**TASK STATEMENT:**
Copy out the lines that have "index" in them.

-- Begin SOURCE DATA --

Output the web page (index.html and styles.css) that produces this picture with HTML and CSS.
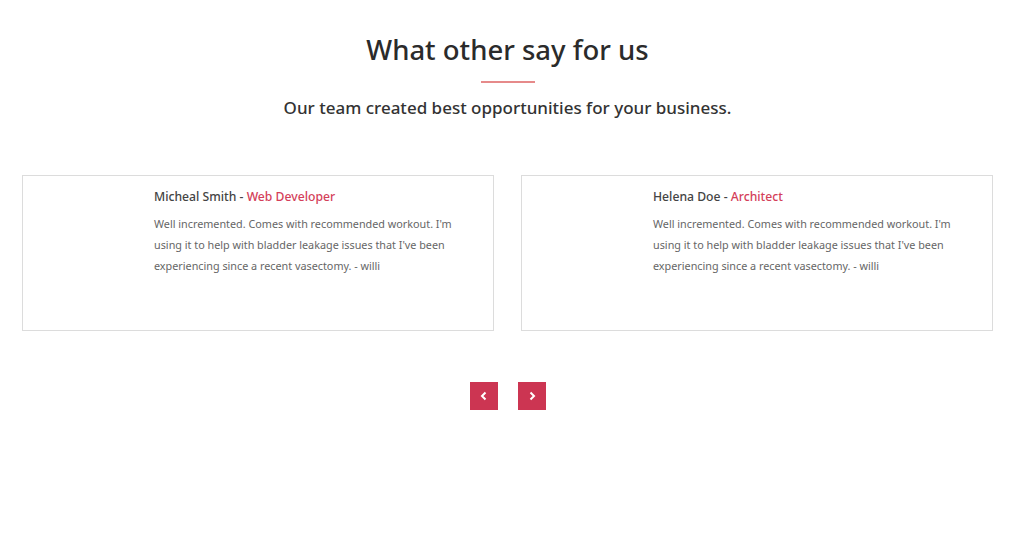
FILE: index.html
```html
<!DOCTYPE html>
<html lang="en">
<head>
  <meta charset="UTF-8" />
  <meta name="viewport" content="width=device-width, initial-scale=1.0"/>
  <title>Testimonials</title>
  <link rel="stylesheet" href="styles.css">
</head>
<body>

  <section class="testimonials">
    <div class="section-head">
      <h2>What other say for us</h2>
      <span class="line"></span>
      <p>Our team created best opportunities for your business.</p>
    </div>

    <div class="cards">
      <div class="card">
        <div class="avatar"></div>
        <div class="card-body">
          <h4>Micheal Smith - <span>Web Developer</span></h4>
          <p>Well incremented. Comes with recommended workout. I'm using it to help with bladder leakage issues that I've been experiencing since a recent vasectomy. - willi</p>
        </div>
      </div>

      <div class="card">
        <div class="avatar"></div>
        <div class="card-body">
          <h4>Helena Doe - <span>Architect</span></h4>
          <p>Well incremented. Comes with recommended workout. I'm using it to help with bladder leakage issues that I've been experiencing since a recent vasectomy. - willi</p>
        </div>
      </div>
    </div>

    <div class="nav">
      <button class="nav-btn" aria-label="Previous">
        <svg width="10" height="10" viewBox="0 0 10 10"><path d="M6.5 1.5 L3 5 L6.5 8.5" fill="none" stroke="#fff" stroke-width="2"/></svg>
      </button>
      <button class="nav-btn" aria-label="Next">
        <svg width="10" height="10" viewBox="0 0 10 10"><path d="M3.5 1.5 L7 5 L3.5 8.5" fill="none" stroke="#fff" stroke-width="2"/></svg>
      </button>
    </div>
  </section>

</body>
</html>
```

FILE: styles.css
```css
body {
  margin: 0;
  font-family: 'Noto Sans', 'Open Sans', sans-serif;
  background: #fff;
  color: #333;
}
.testimonials {
  padding: 30px 31px 0 22px;
}
.section-head {
  display: flex;
  flex-direction: column;
  align-items: center;
}
.section-head h2 {
  margin: 0;
  font-size: 27.5px;
  font-weight: 500;
  color: #2b2b2b;
  line-height: 40px;
}
.line {
  display: block;
  width: 54px;
  height: 2px;
  background: #e68a8a;
  margin-top: 11px;
}
.section-head p {
  margin: 12px 0 0;
  font-size: 17px;
  font-weight: 500;
  color: #333;
  line-height: 26px;
}
.cards {
  display: flex;
  gap: 27px;
  margin-top: 54px;
}
.card {
  flex: 1;
  display: flex;
  height: 156px;
  border: 1px solid #dcdcdc;
  padding: 12px 30px 0 0;
  box-sizing: border-box;
}
.avatar {
  width: 131px;
  flex-shrink: 0;
}
.card-body h4 {
  margin: 0;
  font-size: 12.2px;
  font-weight: 500;
  color: #444;
  line-height: 18px;
}
.card-body h4 span {
  color: #d43f5a;
}
.card-body p {
  margin: 7px 0 0;
  font-size: 10.8px;
  line-height: 21px;
  color: #666;
}
.nav {
  display: flex;
  justify-content: center;
  gap: 20px;
  margin-top: 51px;
}
.nav-btn {
  width: 28px;
  height: 28px;
  border: none;
  padding: 0;
  background: #cc3552;
  display: flex;
  align-items: center;
  justify-content: center;
  cursor: pointer;
}
```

-- End SOURCE DATA --

**CORRECT OUTPUT:**
Output the web page (index.html and styles.css) that produces this picture with HTML and CSS.
FILE: index.html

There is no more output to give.